Il risveglio di Paulo Dybala: ha segnato due gol consecutivi, contro Milan e Atalanta, giocando de ottime partite. Lui dal cuore dei tifosi bianconeri non è mai uscito, nemmeno quando sembrava avere la valigia in mano, nella scorsa estate. Adesso ha dimostrato di poter stare in questa squadra, ed anzi, esserne protagonista. L’attaccante della Juventus è stato intervistato da “El Pais”, col quale ha parlato di molte cose. Tanti gli argomenti toccati, e non soltanto i suoi gol.
DYBALA SUL CAMPO – “Difficile separare ciò che si è come persona da ciò che si è come calciatore. Sono una persona tranquilla, difficile che mi agito. Però in campo voglio il pallone: voglio toccarlo, sentirlo. Senza mi perdo e vado in difficoltà. Il gol è ovviamente la sensazione più bella, ma a me piace tanto anche fare gli assist. Spesso l’abbraccio del compagno che fa gol è più gratificante del gol stesso”.
IL DYBALA LEADER – “Il modo in cui si guida una squadra è cambiato. Non cerco di essere leader. Mi sento un gocatore importante, rispettato dai tifosi e dai compagni. Io voglio generare qualcosa di positivo, mi va bene quello. Non serve urlare o dire parolacce per essere rispettato.
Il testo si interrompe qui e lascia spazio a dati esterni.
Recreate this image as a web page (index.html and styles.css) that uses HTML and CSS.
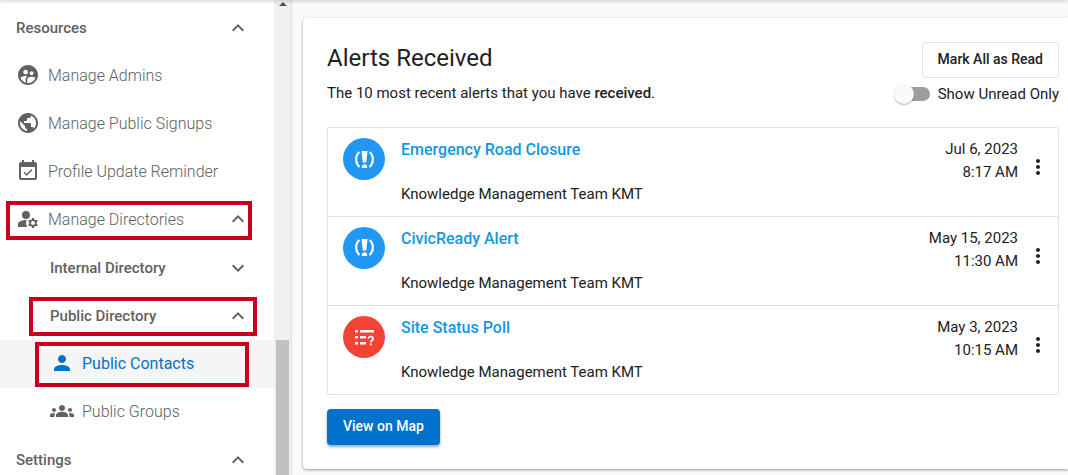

A volte non si deve dire nulla. Mi ricordo di Evra: era un fenomeno nel trasmettere sensazioni. Anche Buffon è un signore, solo la sua presenza basta. Penso sia importante essere naturali, senza forzare”.
RAPPORTO CON CRISTIANO RONALDO – “Quando arrivò i miei amici mi dissero: “Giochi col migliore in nazionale, e ora hai anche l’altro”. Io risposi che non era una brutta cosa, ma un vantaggio. Li posso studiare ogni giorni: è una fortuna lavorare con i più forti. Sono due fenomeni, due mostri. Un gradino sopra gli altri dal punto di vista calcistico e mentale. Non è facile fare come loro, segnare ogni anno così tanto. Con Cristiano ho un bel rapporto. Parliamo molto, della Juventus, della Nazionale e anche di cose extra calcio. Anche con Messi è così, il nostro rapporto è cresciuto. In un club ovviamente è più facile, perché c’è una frequentazione quotidiana”.
RAPPORTO CON SARRI – “Mi piace. Ha un modo diverso di intendere il gioco. Per me e per gli altri attaccanti è molto divertente, più che con gli altri allenatori. Teniamo di più il pallone e creiamo molte occasioni. In questo modo possiamo rischiare e fare qualche numero, perché sai che dopo pochi minuti avrai un’altra occasione. Questo mi fa imparare a giocare velocemente e pensare ad attaccare. In alcune gare abbiamo creato 20 occasioni. Per un attaccante è il massimo”.
PALLONE D’ORO – “Non c’è pressione, se non dall’esterno. Essere candidato non vuol dire vincerlo, è un altro discorso. Bisogna lavorare per gareggiare con i migliori al mondo. Ci sono attaccanti che segnano 50 gol all’anno e non lo vincono. E comunque so che prima devo fare cose importanti con la Juventus”.